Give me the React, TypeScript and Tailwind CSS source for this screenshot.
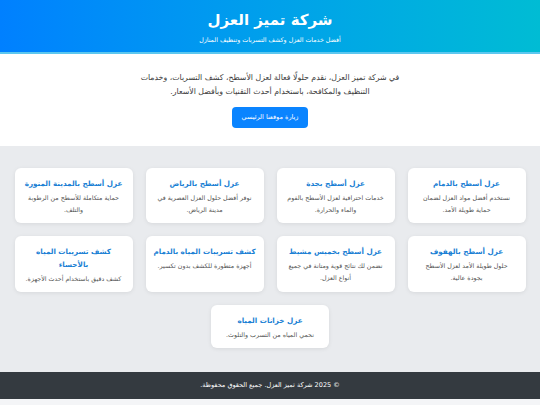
import React from 'react';

interface Service {
  title: string;
  desc: string;
}

const services: Service[] = [
  { title: 'عزل أسطح بالدمام', desc: 'نستخدم أفضل مواد العزل لضمان\nحماية طويلة الأمد.' },
  { title: 'عزل أسطح بجدة', desc: 'خدمات احترافية لعزل الأسطح بالفوم والماء والحرارة.' },
  { title: 'عزل أسطح بالرياض', desc: 'نوفر أفضل حلول العزل العصرية في مدينة الرياض.' },
  { title: 'عزل أسطح بالمدينة المنورة', desc: 'حماية متكاملة للأسطح من الرطوبة والتلف.' },
  { title: 'عزل أسطح بالهفوف', desc: 'حلول طويلة الأمد لعزل الأسطح\nبجودة عالية.' },
  { title: 'عزل أسطح بخميس مشيط', desc: 'نضمن لك نتائج قوية ومتانة في جميع أنواع العزل.' },
  { title: 'كشف تسريبات المياه بالدمام', desc: 'أجهزة متطورة للكشف بدون تكسير.' },
  { title: 'كشف تسريبات المياه\nبالأحساء', desc: 'كشف دقيق باستخدام أحدث الأجهزة.' },
  { title: 'عزل خزانات المياه', desc: 'نحمي المياه من التسرب والتلوث.' }
];

const ServiceCard: React.FC<{ service: Service }> = ({ service }) => (
  <div className="w-[118px] bg-white rounded-md shadow-[0_1px_4px_rgba(0,0,0,0.08)] px-[6px] pt-[9px] pb-[7px] text-center">
    <h3 className="text-[7.2px] font-bold leading-[13px] text-[#1a7fd4] mb-[2px] whitespace-pre-line">{service.title}</h3>
    <p className="text-[6.3px] leading-[12px] text-[#555] whitespace-pre-line">{service.desc}</p>
  </div>
);

export default function App() {
  return (
    <div dir="rtl" className="w-[540px] min-h-[405px] bg-[#f4f5f7]" style={{ fontFamily: '"DejaVu Sans", sans-serif' }}>
      <header className="h-[54px] pt-[3px] bg-gradient-to-r from-[#0080ff] to-[#00bcd4] border-b-2 border-[#5cc7ef] flex flex-col items-center justify-center text-white">
        <h1 className="text-[15px] font-bold leading-[20px]">شركة تميز العزل</h1>
        <p className="text-[6.3px] leading-[11px] mt-[4px]">أفضل خدمات العزل وكشف التسربات وتنظيف المنازل</p>
      </header>

      <section className="bg-white flex flex-col items-center pt-[17px] pb-[18px]">
        <p className="max-w-[262px] text-center text-[7.8px] leading-[14px] text-[#3a3a3a]">
          في شركة تميز العزل، نقدم حلولًا فعالة لعزل الأسطح، كشف التسربات، وخدمات التنظيف والمكافحة، باستخدام أحدث التقنيات وبأفضل الأسعار.
        </p>
        <button className="mt-[8px] w-[76px] h-[21px] rounded bg-[#0a84ff] text-white text-[6.5px]">زيارة موقعنا الرئيسي</button>
      </section>

      <section className="bg-[#e9ebee] pt-[22px] pb-[24px] flex flex-wrap justify-center gap-[13px] px-[14px]">
        {services.map((s) => (
          <ServiceCard key={s.title} service={s} />
        ))}
      </section>

      <footer className="h-[27px] bg-[#343a40] flex items-center justify-center">
        <p className="text-white text-[6.5px]">© 2025 شركة تميز العزل. جميع الحقوق محفوظة.</p>
      </footer>
    </div>
  );
}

═══

WHAT YOU ARE ASKED TO DO
Send back the data above word for word, with the pictures left out.

EXERCISE OUTPUT
Give me the React, TypeScript and Tailwind CSS source for this screenshot.
import React from 'react';

interface Service {
  title: string;
  desc: string;
}

const services: Service[] = [
  { title: 'عزل أسطح بالدمام', desc: 'نستخدم أفضل مواد العزل لضمان\nحماية طويلة الأمد.' },
  { title: 'عزل أسطح بجدة', desc: 'خدمات احترافية لعزل الأسطح بالفوم والماء والحرارة.' },
  { title: 'عزل أسطح بالرياض', desc: 'نوفر أفضل حلول العزل العصرية في مدينة الرياض.' },
  { title: 'عزل أسطح بالمدينة المنورة', desc: 'حماية متكاملة للأسطح من الرطوبة والتلف.' },
  { title: 'عزل أسطح بالهفوف', desc: 'حلول طويلة الأمد لعزل الأسطح\nبجودة عالية.' },
  { title: 'عزل أسطح بخميس مشيط', desc: 'نضمن لك نتائج قوية ومتانة في جميع أنواع العزل.' },
  { title: 'كشف تسريبات المياه بالدمام', desc: 'أجهزة متطورة للكشف بدون تكسير.' },
  { title: 'كشف تسريبات المياه\nبالأحساء', desc: 'كشف دقيق باستخدام أحدث الأجهزة.' },
  { title: 'عزل خزانات المياه', desc: 'نحمي المياه من التسرب والتلوث.' }
];

const ServiceCard: React.FC<{ service: Service }> = ({ service }) => (
  <div className="w-[118px] bg-white rounded-md shadow-[0_1px_4px_rgba(0,0,0,0.08)] px-[6px] pt-[9px] pb-[7px] text-center">
    <h3 className="text-[7.2px] font-bold leading-[13px] text-[#1a7fd4] mb-[2px] whitespace-pre-line">{service.title}</h3>
    <p className="text-[6.3px] leading-[12px] text-[#555] whitespace-pre-line">{service.desc}</p>
  </div>
);

export default function App() {
  return (
    <div dir="rtl" className="w-[540px] min-h-[405px] bg-[#f4f5f7]" style={{ fontFamily: '"DejaVu Sans", sans-serif' }}>
      <header className="h-[54px] pt-[3px] bg-gradient-to-r from-[#0080ff] to-[#00bcd4] border-b-2 border-[#5cc7ef] flex flex-col items-center justify-center text-white">
        <h1 className="text-[15px] font-bold leading-[20px]">شركة تميز العزل</h1>
        <p className="text-[6.3px] leading-[11px] mt-[4px]">أفضل خدمات العزل وكشف التسربات وتنظيف المنازل</p>
      </header>

      <section className="bg-white flex flex-col items-center pt-[17px] pb-[18px]">
        <p className="max-w-[262px] text-center text-[7.8px] leading-[14px] text-[#3a3a3a]">
          في شركة تميز العزل، نقدم حلولًا فعالة لعزل الأسطح، كشف التسربات، وخدمات التنظيف والمكافحة، باستخدام أحدث التقنيات وبأفضل الأسعار.
        </p>
        <button className="mt-[8px] w-[76px] h-[21px] rounded bg-[#0a84ff] text-white text-[6.5px]">زيارة موقعنا الرئيسي</button>
      </section>

      <section className="bg-[#e9ebee] pt-[22px] pb-[24px] flex flex-wrap justify-center gap-[13px] px-[14px]">
        {services.map((s) => (
          <ServiceCard key={s.title} service={s} />
        ))}
      </section>

      <footer className="h-[27px] bg-[#343a40] flex items-center justify-center">
        <p className="text-white text-[6.5px]">© 2025 شركة تميز العزل. جميع الحقوق محفوظة.</p>
      </footer>
    </div>
  );
}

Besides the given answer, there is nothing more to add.